▶ **WHAT IS BEING ASKED**:
Locate each line holding the string "screenshot" and copy it.

▶ **TASK MATERIAL**:
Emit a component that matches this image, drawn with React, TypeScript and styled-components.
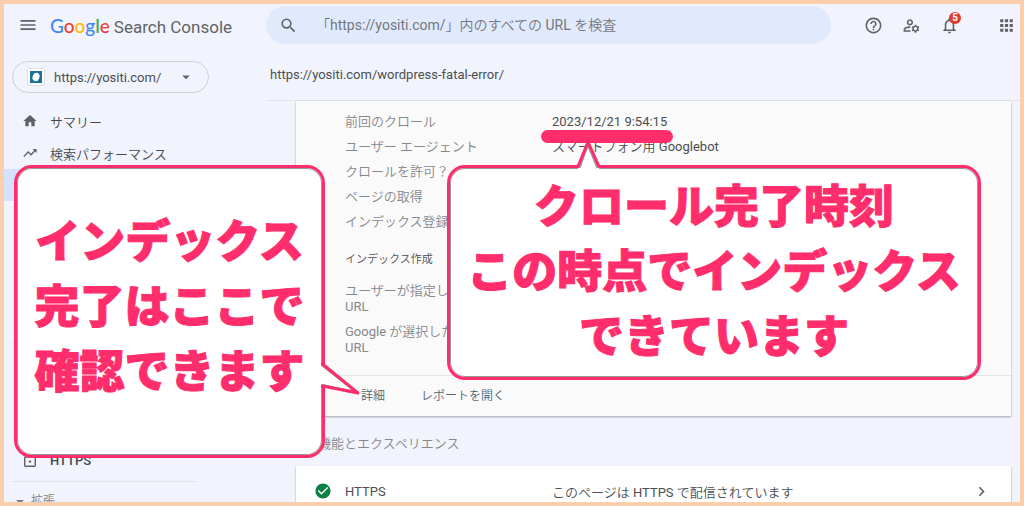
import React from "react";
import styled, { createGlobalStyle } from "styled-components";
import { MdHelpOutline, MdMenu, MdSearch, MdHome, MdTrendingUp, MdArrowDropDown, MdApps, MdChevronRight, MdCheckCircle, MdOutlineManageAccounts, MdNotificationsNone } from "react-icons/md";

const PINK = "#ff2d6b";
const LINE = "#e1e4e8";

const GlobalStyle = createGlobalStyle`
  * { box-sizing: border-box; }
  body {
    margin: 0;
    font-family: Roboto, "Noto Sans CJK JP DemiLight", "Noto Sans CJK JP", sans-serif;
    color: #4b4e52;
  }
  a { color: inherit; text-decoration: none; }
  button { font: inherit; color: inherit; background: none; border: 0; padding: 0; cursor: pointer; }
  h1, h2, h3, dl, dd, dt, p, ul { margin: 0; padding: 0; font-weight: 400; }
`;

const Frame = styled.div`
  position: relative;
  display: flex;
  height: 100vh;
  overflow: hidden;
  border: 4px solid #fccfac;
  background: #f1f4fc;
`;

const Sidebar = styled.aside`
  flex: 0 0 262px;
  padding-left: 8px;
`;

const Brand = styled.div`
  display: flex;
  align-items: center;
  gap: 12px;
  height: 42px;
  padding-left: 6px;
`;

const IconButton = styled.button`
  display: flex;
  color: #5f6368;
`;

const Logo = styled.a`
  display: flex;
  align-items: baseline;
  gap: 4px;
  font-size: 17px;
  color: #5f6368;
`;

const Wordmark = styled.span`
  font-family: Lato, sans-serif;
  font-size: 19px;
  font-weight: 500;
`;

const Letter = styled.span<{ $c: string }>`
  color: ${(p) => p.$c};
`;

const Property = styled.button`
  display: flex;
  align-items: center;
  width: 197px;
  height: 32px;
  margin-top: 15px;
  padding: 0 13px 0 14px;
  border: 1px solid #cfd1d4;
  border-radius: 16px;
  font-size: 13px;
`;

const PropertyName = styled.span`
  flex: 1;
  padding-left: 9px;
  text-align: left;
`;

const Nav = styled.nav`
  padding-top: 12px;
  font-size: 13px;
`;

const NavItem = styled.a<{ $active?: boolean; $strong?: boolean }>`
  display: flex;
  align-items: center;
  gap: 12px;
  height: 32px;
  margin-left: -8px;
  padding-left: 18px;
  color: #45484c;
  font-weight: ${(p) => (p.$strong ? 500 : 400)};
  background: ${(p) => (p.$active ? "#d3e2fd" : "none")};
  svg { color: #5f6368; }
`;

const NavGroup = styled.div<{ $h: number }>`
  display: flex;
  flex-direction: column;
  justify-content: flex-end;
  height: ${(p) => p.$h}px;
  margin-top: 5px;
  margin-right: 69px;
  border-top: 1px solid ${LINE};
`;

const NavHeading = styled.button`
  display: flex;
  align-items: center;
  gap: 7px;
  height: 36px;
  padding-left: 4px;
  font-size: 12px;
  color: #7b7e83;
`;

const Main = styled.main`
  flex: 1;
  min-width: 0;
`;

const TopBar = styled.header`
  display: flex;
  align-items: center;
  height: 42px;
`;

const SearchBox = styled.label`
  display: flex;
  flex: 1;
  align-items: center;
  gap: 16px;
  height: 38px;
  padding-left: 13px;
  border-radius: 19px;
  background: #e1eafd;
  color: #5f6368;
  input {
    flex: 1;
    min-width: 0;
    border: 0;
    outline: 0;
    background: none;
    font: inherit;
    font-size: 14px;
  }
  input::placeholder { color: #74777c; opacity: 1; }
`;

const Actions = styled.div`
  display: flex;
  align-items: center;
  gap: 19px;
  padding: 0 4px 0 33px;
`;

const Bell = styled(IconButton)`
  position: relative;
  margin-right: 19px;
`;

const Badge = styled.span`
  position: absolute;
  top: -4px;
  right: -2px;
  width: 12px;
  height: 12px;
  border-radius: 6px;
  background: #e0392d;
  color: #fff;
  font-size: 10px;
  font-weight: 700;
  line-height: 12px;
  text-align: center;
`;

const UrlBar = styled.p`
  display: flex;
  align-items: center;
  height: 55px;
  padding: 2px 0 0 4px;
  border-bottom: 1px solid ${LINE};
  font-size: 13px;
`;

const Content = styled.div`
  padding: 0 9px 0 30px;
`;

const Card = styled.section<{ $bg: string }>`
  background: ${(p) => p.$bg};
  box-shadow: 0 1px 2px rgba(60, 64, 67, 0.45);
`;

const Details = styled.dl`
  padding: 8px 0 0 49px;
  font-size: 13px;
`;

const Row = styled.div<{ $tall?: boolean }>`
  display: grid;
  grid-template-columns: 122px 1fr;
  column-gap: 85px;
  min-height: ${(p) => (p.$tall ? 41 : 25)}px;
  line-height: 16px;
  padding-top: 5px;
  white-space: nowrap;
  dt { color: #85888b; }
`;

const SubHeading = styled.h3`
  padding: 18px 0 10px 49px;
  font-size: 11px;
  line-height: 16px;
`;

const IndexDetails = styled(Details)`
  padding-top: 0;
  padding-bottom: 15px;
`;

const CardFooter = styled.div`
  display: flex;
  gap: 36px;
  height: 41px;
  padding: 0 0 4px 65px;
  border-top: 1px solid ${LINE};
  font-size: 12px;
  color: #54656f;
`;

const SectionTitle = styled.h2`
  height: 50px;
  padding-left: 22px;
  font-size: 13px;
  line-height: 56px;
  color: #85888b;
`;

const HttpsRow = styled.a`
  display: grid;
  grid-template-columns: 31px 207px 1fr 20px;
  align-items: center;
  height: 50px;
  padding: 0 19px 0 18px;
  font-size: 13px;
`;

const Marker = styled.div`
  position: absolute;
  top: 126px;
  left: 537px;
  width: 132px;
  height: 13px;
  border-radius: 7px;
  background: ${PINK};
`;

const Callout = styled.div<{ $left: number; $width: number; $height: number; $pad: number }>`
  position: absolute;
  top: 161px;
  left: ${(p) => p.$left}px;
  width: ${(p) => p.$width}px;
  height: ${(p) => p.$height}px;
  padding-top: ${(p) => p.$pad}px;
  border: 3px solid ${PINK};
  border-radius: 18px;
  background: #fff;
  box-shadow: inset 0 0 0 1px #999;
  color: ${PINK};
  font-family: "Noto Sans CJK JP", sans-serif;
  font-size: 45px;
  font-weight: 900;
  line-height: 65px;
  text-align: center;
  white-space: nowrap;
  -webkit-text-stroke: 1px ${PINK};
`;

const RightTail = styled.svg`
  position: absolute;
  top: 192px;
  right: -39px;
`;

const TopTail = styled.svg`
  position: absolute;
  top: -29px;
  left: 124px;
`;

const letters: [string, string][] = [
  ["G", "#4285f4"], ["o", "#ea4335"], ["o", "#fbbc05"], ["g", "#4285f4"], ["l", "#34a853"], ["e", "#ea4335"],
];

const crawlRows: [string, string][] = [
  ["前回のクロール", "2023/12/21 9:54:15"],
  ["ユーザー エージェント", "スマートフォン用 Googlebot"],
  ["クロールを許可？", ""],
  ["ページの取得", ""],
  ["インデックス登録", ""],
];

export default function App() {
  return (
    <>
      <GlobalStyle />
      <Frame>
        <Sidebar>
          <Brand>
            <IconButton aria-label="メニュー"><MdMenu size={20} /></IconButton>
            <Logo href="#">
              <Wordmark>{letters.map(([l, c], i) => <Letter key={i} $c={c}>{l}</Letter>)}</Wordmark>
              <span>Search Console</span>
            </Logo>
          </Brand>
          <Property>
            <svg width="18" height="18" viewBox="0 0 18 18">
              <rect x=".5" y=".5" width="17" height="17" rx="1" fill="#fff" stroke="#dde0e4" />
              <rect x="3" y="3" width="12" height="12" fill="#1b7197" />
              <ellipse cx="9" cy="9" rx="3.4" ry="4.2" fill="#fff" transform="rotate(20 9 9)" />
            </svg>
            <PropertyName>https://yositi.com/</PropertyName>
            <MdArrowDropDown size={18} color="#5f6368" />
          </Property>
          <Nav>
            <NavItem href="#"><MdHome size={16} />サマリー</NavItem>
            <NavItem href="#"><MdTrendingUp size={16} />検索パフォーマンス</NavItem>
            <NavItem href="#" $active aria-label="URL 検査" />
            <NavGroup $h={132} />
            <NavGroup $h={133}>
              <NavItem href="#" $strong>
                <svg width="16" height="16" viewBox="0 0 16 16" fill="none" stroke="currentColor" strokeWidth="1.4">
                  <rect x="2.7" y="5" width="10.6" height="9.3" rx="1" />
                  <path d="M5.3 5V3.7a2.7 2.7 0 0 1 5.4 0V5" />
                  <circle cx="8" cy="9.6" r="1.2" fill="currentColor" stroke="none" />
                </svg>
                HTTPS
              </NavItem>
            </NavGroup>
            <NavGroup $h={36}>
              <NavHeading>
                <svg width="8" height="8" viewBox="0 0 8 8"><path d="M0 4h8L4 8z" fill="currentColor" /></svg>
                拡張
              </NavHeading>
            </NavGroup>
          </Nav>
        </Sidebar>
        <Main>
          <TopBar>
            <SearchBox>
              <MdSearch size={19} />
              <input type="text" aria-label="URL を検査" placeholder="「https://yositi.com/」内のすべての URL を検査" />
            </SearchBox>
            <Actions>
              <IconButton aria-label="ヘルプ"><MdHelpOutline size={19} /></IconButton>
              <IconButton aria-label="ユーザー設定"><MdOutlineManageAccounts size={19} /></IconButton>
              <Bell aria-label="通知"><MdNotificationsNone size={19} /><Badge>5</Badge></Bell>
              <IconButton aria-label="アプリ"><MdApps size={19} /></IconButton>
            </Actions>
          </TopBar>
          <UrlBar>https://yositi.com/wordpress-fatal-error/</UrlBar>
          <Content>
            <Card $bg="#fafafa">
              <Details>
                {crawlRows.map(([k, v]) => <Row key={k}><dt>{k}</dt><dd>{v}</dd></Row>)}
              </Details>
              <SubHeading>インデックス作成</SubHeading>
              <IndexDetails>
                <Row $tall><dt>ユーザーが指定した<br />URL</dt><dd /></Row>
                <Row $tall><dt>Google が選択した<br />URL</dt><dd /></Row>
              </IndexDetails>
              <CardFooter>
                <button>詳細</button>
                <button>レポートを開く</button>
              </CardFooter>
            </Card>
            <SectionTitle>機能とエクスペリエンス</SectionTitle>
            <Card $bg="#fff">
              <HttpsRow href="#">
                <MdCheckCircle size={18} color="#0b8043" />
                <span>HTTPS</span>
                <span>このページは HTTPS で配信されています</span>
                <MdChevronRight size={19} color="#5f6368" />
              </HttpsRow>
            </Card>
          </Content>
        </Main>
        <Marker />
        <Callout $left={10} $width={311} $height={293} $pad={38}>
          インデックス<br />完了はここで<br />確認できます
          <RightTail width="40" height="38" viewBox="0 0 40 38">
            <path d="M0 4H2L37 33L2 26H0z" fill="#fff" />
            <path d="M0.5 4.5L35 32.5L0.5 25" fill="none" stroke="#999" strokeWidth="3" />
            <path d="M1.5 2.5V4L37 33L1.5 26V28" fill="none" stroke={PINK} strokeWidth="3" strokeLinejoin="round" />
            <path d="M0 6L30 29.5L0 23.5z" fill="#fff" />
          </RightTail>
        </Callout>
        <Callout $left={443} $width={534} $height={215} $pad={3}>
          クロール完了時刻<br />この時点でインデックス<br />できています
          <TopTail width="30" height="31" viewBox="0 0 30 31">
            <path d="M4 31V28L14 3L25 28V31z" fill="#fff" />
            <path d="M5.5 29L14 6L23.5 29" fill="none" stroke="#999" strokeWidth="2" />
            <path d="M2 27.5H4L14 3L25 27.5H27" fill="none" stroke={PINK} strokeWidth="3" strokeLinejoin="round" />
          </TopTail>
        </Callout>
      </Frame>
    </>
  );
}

--

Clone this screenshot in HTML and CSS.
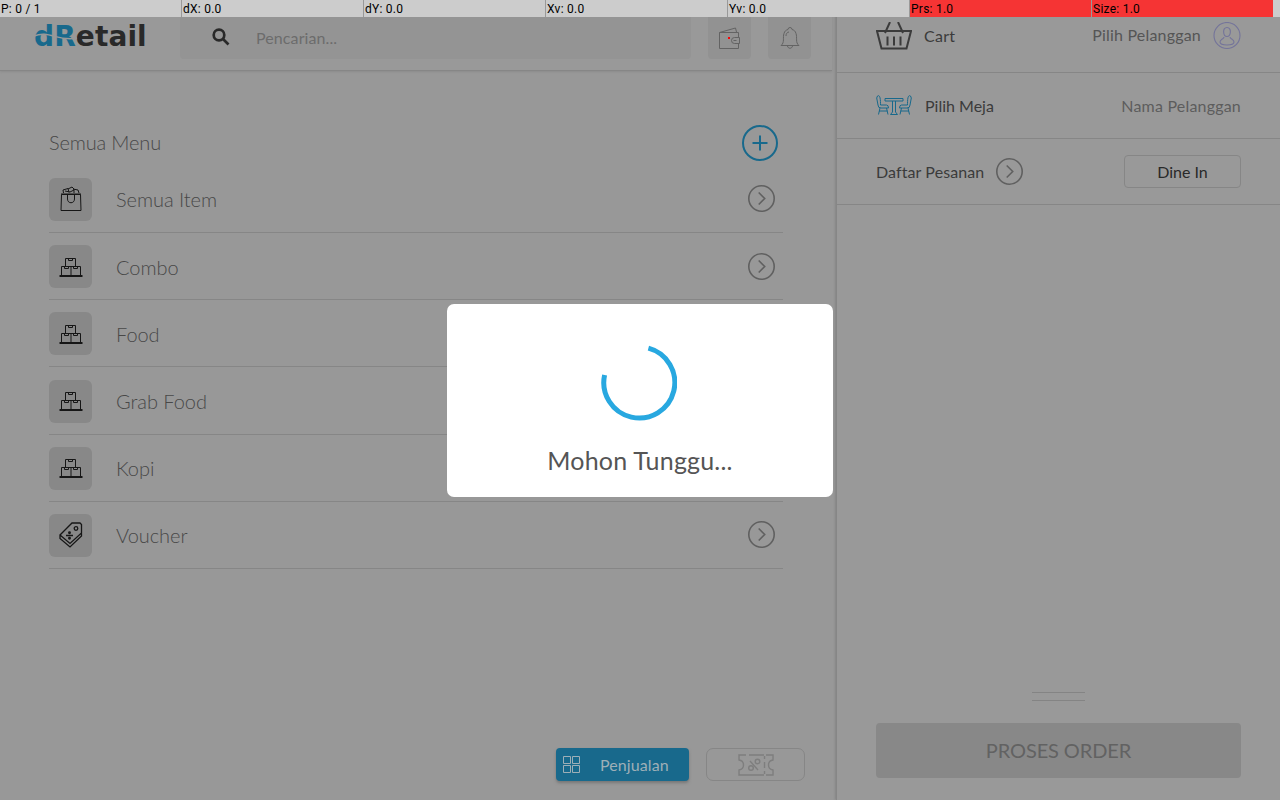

---

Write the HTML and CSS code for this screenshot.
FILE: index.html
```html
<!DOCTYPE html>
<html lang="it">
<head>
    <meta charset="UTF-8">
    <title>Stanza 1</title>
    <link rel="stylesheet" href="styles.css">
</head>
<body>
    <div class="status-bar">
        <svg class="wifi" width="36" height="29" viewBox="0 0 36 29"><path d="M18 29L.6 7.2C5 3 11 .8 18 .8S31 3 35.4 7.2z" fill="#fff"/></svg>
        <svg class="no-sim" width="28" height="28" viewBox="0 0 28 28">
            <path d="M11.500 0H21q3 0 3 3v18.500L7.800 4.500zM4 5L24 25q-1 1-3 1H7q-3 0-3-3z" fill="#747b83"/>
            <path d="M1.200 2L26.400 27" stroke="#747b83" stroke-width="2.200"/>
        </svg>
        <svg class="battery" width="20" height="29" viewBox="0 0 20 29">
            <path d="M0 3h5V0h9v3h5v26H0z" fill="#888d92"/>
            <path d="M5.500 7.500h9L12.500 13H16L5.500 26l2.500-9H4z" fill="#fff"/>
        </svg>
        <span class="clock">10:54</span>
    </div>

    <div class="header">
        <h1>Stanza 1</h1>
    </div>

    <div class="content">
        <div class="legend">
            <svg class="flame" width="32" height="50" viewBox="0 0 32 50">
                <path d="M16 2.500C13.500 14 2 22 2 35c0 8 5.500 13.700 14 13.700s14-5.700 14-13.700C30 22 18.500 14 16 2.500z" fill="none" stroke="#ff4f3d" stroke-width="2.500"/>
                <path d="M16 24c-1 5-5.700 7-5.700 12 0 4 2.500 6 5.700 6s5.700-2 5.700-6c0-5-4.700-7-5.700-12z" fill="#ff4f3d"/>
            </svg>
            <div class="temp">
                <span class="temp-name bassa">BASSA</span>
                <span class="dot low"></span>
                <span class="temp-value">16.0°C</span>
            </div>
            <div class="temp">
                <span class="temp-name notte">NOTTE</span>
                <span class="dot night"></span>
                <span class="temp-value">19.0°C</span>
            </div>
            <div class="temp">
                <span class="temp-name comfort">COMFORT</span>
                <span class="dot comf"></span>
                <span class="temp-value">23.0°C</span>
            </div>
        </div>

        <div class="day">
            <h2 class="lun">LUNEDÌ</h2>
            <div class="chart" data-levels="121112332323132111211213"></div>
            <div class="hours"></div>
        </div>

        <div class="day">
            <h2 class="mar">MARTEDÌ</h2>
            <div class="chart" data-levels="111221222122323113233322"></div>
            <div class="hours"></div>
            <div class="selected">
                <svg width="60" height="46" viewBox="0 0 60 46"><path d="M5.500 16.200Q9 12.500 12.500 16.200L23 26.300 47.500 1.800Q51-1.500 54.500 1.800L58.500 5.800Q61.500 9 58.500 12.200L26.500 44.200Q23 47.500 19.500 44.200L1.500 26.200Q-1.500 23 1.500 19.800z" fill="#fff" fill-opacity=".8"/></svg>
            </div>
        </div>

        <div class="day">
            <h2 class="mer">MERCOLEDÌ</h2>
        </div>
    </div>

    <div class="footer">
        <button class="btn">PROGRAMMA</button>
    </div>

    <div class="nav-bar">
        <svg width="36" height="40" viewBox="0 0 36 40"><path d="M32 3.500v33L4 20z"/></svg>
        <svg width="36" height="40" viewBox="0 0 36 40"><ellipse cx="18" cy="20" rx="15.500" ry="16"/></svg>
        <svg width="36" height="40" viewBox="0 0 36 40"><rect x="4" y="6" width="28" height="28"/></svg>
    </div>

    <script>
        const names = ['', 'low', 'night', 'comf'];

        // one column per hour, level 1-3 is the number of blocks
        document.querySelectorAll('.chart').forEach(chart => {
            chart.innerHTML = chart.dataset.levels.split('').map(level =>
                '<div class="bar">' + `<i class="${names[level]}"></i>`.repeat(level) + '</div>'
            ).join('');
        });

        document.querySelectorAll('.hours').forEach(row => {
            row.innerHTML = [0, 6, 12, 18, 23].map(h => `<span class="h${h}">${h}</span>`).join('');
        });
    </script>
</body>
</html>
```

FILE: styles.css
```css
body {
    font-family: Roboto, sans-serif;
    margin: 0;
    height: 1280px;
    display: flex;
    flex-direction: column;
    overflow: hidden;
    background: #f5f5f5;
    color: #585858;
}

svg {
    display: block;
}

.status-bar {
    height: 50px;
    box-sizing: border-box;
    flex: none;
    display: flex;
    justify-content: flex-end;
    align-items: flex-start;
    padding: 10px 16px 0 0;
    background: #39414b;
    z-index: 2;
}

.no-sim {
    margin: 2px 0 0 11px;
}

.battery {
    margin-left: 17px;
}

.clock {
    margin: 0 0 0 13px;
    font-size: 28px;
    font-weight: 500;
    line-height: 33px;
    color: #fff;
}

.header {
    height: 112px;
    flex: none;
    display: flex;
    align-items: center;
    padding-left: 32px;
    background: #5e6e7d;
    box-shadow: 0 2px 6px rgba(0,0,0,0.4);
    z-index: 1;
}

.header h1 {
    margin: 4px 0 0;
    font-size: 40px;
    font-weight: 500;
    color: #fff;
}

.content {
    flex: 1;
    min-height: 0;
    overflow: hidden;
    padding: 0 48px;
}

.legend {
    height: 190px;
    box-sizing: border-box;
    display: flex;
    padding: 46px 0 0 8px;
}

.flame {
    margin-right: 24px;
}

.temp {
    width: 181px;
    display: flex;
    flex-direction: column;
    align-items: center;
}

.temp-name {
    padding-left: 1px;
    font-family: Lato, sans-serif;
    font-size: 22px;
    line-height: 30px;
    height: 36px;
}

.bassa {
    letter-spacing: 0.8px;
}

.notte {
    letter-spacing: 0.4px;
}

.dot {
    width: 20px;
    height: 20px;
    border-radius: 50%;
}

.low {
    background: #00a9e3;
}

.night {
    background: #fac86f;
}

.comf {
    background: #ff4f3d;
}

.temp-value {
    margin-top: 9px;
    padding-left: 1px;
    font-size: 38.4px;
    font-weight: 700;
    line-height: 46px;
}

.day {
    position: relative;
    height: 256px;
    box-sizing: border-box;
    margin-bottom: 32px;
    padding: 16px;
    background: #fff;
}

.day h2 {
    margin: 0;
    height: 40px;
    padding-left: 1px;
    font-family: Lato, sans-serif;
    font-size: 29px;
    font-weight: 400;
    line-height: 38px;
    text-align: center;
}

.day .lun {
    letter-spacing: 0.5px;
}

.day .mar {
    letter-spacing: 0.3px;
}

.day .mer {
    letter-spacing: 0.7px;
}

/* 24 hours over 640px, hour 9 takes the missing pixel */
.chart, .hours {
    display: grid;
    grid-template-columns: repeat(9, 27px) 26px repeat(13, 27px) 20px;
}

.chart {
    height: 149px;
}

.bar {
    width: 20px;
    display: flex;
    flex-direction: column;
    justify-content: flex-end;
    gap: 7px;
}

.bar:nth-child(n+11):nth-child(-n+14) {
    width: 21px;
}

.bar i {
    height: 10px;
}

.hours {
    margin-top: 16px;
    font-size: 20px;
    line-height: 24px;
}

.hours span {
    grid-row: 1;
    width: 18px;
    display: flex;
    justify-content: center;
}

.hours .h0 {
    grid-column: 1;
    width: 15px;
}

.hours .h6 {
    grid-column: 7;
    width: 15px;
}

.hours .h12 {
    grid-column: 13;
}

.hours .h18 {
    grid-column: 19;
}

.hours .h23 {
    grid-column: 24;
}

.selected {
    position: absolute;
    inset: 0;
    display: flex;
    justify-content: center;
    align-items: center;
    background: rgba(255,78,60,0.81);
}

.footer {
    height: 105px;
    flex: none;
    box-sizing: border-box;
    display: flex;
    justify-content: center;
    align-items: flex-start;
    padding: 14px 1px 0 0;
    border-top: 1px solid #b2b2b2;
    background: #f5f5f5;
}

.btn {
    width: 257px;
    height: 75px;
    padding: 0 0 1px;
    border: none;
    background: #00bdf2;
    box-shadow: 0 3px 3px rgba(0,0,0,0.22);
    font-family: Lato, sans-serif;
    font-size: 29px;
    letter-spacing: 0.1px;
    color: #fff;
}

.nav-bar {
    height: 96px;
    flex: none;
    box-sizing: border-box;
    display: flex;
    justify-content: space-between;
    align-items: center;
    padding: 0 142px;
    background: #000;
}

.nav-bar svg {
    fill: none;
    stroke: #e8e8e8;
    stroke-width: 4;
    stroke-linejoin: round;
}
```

▶ **WORKED SOLUTION**:
Clone this screenshot in HTML and CSS.
Write the HTML and CSS code for this screenshot.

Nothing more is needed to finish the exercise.